Floris van Raaphorst
Christiaan and Wouter van Raaphorst
The other Raaphorst brothers sons of Gerrit
Arend van Groeneveld
Dirk van Groeneveld
Jan van den Burch
Jan Symonsz. van der Burch

The count then continues by stating that he takes responsibility for the actions that his helpers and friends take to hurt his enemies. Next came the important promise that without the consent of his allies mentioned in the treaty, William would not allow their enemies on his territories, would not make peace with them, and would not allow them back on the possessions they had forfeited. Of course William did want to make peace with the cities that opposed him. This seems a logical explanation why the list of his enemies did not include cities. 

The same condition of not acting without the consent of his allies applied to William alienating part of his lands or his future inheritance the County of Hainault.

William named his younger brother Albert as his successor in case he would not have legal offspring. Albert would be bound to the alliance treaty and the promise not to let the Hooks back into his territories. The treaty / letter ends with a note that it was sealed and dated.

The date of the treaty 
The original letter or charter of the treaty survived until the seventeenth century. Van Gouthoeven more or less claims to have seen it. In his printed text it is dated: Sunday, , that is the 23rd Day of May 1351.  is currently known as Trinity Sunday. The 1667 book by the lawyer Simon van Leeuwen has the date formula On Sunday on , the 14th day of May 1350. 

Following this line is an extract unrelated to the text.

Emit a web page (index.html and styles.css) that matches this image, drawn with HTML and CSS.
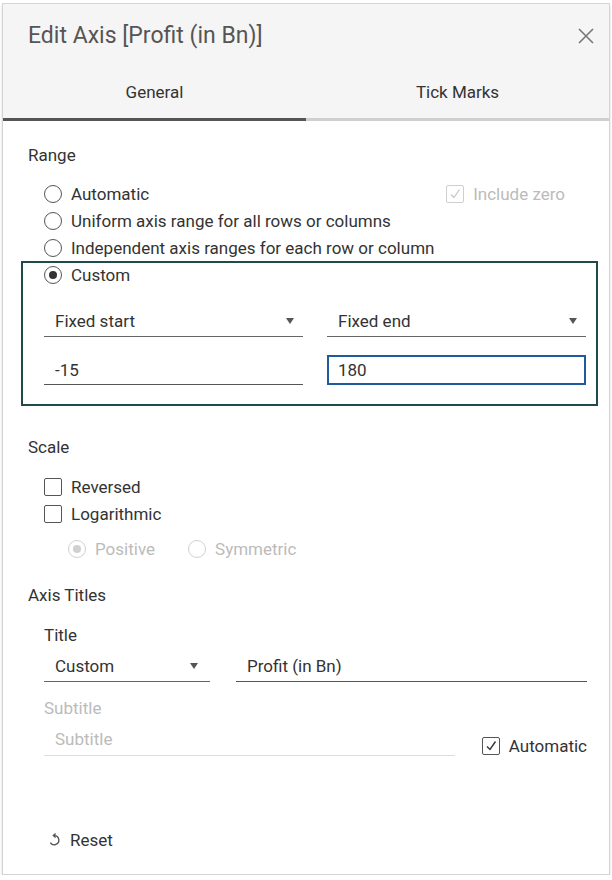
FILE: index.html
```html
<!DOCTYPE html>
<html>
<head>
<meta charset="utf-8">
<link rel="stylesheet" href="styles.css">
</head>
<body>
<div class="dialog">
  <div class="header">
    <div class="title-row">
      <div class="title">Edit Axis [Profit (in Bn)]</div>
      <svg class="close" width="18" height="18" viewBox="0 0 18 18"><path d="M2 2 L16 16 M16 2 L2 16" stroke="#777" stroke-width="1.6" fill="none"/></svg>
    </div>
    <div class="tabs">
      <div class="tab active">General</div>
      <div class="tab">Tick Marks</div>
    </div>
  </div>
  <div class="body">
    <div class="section-label">Range</div>
    <div class="radio-list">
      <div class="row">
        <span class="radio"></span><span class="lbl">Automatic</span>
        <span class="include-zero"><span class="check disabled"><svg width="12" height="12" viewBox="0 0 12 12"><path d="M2 6.5 L5 9.5 L10.5 1.5" stroke="#c8c8c8" stroke-width="1.3" fill="none"/></svg></span><span class="lbl">Include zero</span></span>
      </div>
      <div class="row"><span class="radio"></span><span class="lbl">Uniform axis range for all rows or columns</span></div>
      <div class="row"><span class="radio"></span><span class="lbl">Independent axis ranges for each row or column</span></div>
    </div>
    <div class="custom-box">
      <div class="row custom-row"><span class="radio checked"></span><span class="lbl">Custom</span></div>
      <div class="pair">
        <div class="dropdown"><span>Fixed start</span><span class="arrow"></span></div>
        <div class="dropdown"><span>Fixed end</span><span class="arrow"></span></div>
      </div>
      <div class="pair inputs">
        <div class="input">-15</div>
        <div class="input focused">180</div>
      </div>
    </div>

    <div class="section-label scale-label">Scale</div>
    <div class="check-list">
      <div class="row"><span class="check"></span><span class="lbl">Reversed</span></div>
      <div class="row"><span class="check"></span><span class="lbl">Logarithmic</span></div>
      <div class="row sub-radios">
        <span class="radio checked disabled"></span><span class="lbl dim">Positive</span>
        <span class="radio disabled sym"></span><span class="lbl dim">Symmetric</span>
      </div>
    </div>

    <div class="section-label axis-label">Axis Titles</div>
    <div class="titles">
      <div class="sub-label">Title</div>
      <div class="title-pair">
        <div class="dropdown small"><span>Custom</span><span class="arrow"></span></div>
        <div class="input wide">Profit (in Bn)</div>
      </div>
      <div class="sub-label dim subtitle-label">Subtitle</div>
      <div class="subtitle-pair">
        <div class="input placeholder">Subtitle</div>
        <div class="auto"><span class="check"><svg width="12" height="12" viewBox="0 0 12 12"><path d="M2 6.5 L5 9.5 L10.5 1.5" stroke="#333" stroke-width="1.4" fill="none"/></svg></span><span class="lbl">Automatic</span></div>
      </div>
    </div>

    <div class="reset">
      <svg width="14" height="14" viewBox="0 0 14 14"><path d="M6 2.6 A4.6 4.6 0 1 1 2.3 9.6" stroke="#555" stroke-width="1.4" fill="none"/><path d="M7.6 0.6 L5.4 2.6 L7.6 4.6" stroke="#555" stroke-width="1.4" fill="none"/></svg>
      <span>Reset</span>
    </div>
  </div>
</div>
</body>
</html>
```
FILE: styles.css
```css
* { box-sizing: border-box; }
html, body { margin: 0; padding: 0; background: #fff; }
body {
  font-family: Roboto, "Liberation Sans", sans-serif;
  color: #333;
  font-size: 17px;
}
.dialog {
  margin: 3px 2px 0 2px;
  width: 608px;
  height: 872px;
  border: 1px solid #d4d4d4;
  box-shadow: 0 3px 2px rgba(0,0,0,0.18);
  display: flex;
  flex-direction: column;
  background: #fff;
}
.header { background: #f5f5f5; }
.title-row {
  display: flex;
  align-items: center;
  justify-content: space-between;
  padding: 14px 14px 0 25px;
  height: 50px;
}
.title { font-size: 23px; color: #555; line-height: 36px; }
.close { margin-top: -1px; }
.tabs { display: flex; height: 67px; }
.tab {
  flex: 1;
  text-align: center;
  padding-top: 29px;
  line-height: 18px;
  font-size: 17px;
  color: #333;
  border-bottom: 3px solid #cfcfcf;
}
.tab.active { border-bottom-color: #555; }
.body { padding: 0 0 0 25px; flex: 1; display: flex; flex-direction: column; }
.section-label { line-height: 20px; margin-top: 24px; }
.radio-list { margin-top: 15px; padding-left: 16px; padding-right: 44px; }
.row { display: flex; align-items: center; height: 27px; }
.radio {
  width: 18px; height: 18px;
  border: 1.3px solid #555;
  border-radius: 50%;
  flex: none;
  display: flex; align-items: center; justify-content: center;
}
.radio.checked::after {
  content: ""; width: 8px; height: 8px; border-radius: 50%; background: #333;
}
.radio.disabled { border-color: #d0d0d0; }
.radio.disabled.checked::after { background: #d0d0d0; }
.lbl { margin-left: 9px; white-space: nowrap; }
.include-zero { margin-left: auto; display: flex; align-items: center; color: #bbb; }
.check {
  width: 18px; height: 18px;
  border: 1.3px solid #555;
  border-radius: 2px;
  flex: none;
  display: flex; align-items: center; justify-content: center;
}
.check.disabled { border-color: #cfcfcf; }
.custom-box {
  margin-left: -7px;
  width: 577px;
  border: 2px solid #1f4b4d;
  padding: 1px 10px 19px 21px;
}
.custom-row { height: 22px; }
.pair { display: flex; justify-content: space-between; margin-top: 19px; }
.dropdown {
  width: 259px;
  height: 32px;
  border-bottom: 1.5px solid #666;
  display: flex; align-items: center; justify-content: space-between;
  padding: 0 9px 0 11px;
}
.arrow {
  width: 0; height: 0;
  border-left: 4.5px solid transparent;
  border-right: 4.5px solid transparent;
  border-top: 6px solid #555;
}
.pair.inputs { margin-top: 18px; }
.input {
  width: 259px;
  height: 30px;
  border-bottom: 1.5px solid #555;
  display: flex; align-items: center;
  padding-left: 11px;
}
.input.focused { border: 2px solid #1f5b9c; padding-left: 9px; }
.scale-label { margin-top: 31px; }
.check-list { margin-top: 16px; padding-left: 16px; }
.sub-radios { margin-top: 8px; padding-left: 24px; }
.dim { color: #bbb; }
.radio.sym { margin-left: 33px; }
.axis-label { margin-top: 23px; }
.titles { padding-left: 16px; padding-right: 22px; }
.sub-label { line-height: 20px; margin-top: 20px; }
.title-pair { display: flex; justify-content: space-between; margin-top: 5px; }
.dropdown.small { width: 166px; height: 32px; padding-right: 12px; }
.input.wide { width: 351px; height: 32px; }
.title-pair .input { border-bottom-color: #555; }
.subtitle-label { margin-top: 16px; }
.subtitle-pair { display: flex; align-items: flex-end; justify-content: space-between; margin-top: 5px; }
.input.placeholder { width: 411px; height: 33px; color: #bbb; border-bottom: 1px solid #ddd; }
.auto { display: flex; align-items: center; height: 20px; }
.reset { margin-top: auto; margin-bottom: 24px; display: flex; align-items: center; padding-left: 20px; height: 20px; }
.reset span { margin-left: 8px; }
```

The difference in these dates has triggered a long discussion amongst historians. In 1754 Van Mieris printed 23 May 1751, but noted that this had to be 1750, because Trinity Sunday fell on that day in 1750, but was on 11 June in 1751.

In 1991 Historians Prevenier and Smit gave three kinds of reasons why the date of the treaty should be 12 June 1351. The formal reasons centered on that Gouthoeven more or less claimed that he saw the original. They supposed that the treaty survived in city archives in Leiden and Dordrecht, with the Leiden text getting the year corrupted to 1350. Van Leeuwen would have used these texts. Gouthoeven's text and a 16th century manuscript would stem from copies kept by nobles. The reason for this reconstruction was that Gouthoeven claimed that the original text was with the heirs of Floris 's Serclaes, bailiff of Schoonhoven. As regards content Prevenier and Smit stated that Jan van Noordeloos still supported Margaret in March 1351. Dordrecht would only join William on 16 April 1351, and Geertruidenberg would do so only on 15 June 1351. The third reason centers on the date. On 23 May 1351 Count William was in Zeeland, from 12 to 17 June he was in Dordrecht, while Geertruidenberg joined his side. The date would then become Trinity Sunday, that is 12 June 1351. Prevenieer and Smit therefore suppose that the calculation 23 May that came with the 1351 texts was a later (obviously wrong) addition by a clerk.  

In 1982 The historian Brokken put the year of the treaty to 1350. In 1998 the year 1350 was again defended by Van Wallene. He stated that the medieval extensive date description could only point to 1350, and that a later error could just as well be made in the year as in the day and month. As regards content he states that by 12 June 1351 the fight was not finished, and many Hooks were still in the county. In general, Wallene appreciates the text as a Cod alliance concluded on 23 May 1350, without William, who would have to join and seal it later. He furthermore states that Hendrik van Heemskerk could have been included in the treaty by his family member Gerard van Heemskerk, and that Jan van Noordeloos was a Cod member before his March 1351 pledge of fealty to Margret. He also states that Dordrecht and Geertruidenberg were members of an alliance in May 1350. With regard to the text, Wallene then continues by stating that the surviving manuscripts all give 23 May, and that Trinity Sunday 23 May can only refer to 1350. As regards content, Wallene notes that some notable Cods from 1351 do not appear in it. These were: Gijsbrecht van Nijenrode (joined in November 1350, see above), Gerard of Herlaer and Gerard van Merxem (joined January 1351). The latter two freed the count from his prison in Hainault in February 1351, and were then included in the county's council. Wallene sees only 1350 as compatible with the omission of these lords. The part played by the cities would also be strange with a date in 1351, because so little was agreed upon with regard to financial support and influence. Finally Wallene cites Brokken as claiming that the content of the treaty would have made it useless if it had been concluded in June 1351.

In his 2017 work about the Herlaer family Van Doornmalen gave a logical explanation why Gerard van Herlaer could have been omitted in June 1351, but also concluded that the debate about the year was still open.

The Cod City Alliance 
On 26 September 1351 12 Cod cities made another alliance. These were the 11 cities of the Cod Alliance Treaty plus Vlaardingen. These made a treaty to mutually protect their citizens from aggression caused by the way the count handled his affairs. This treaty has been very well preserved, with 11 of the 12 city seals still attached.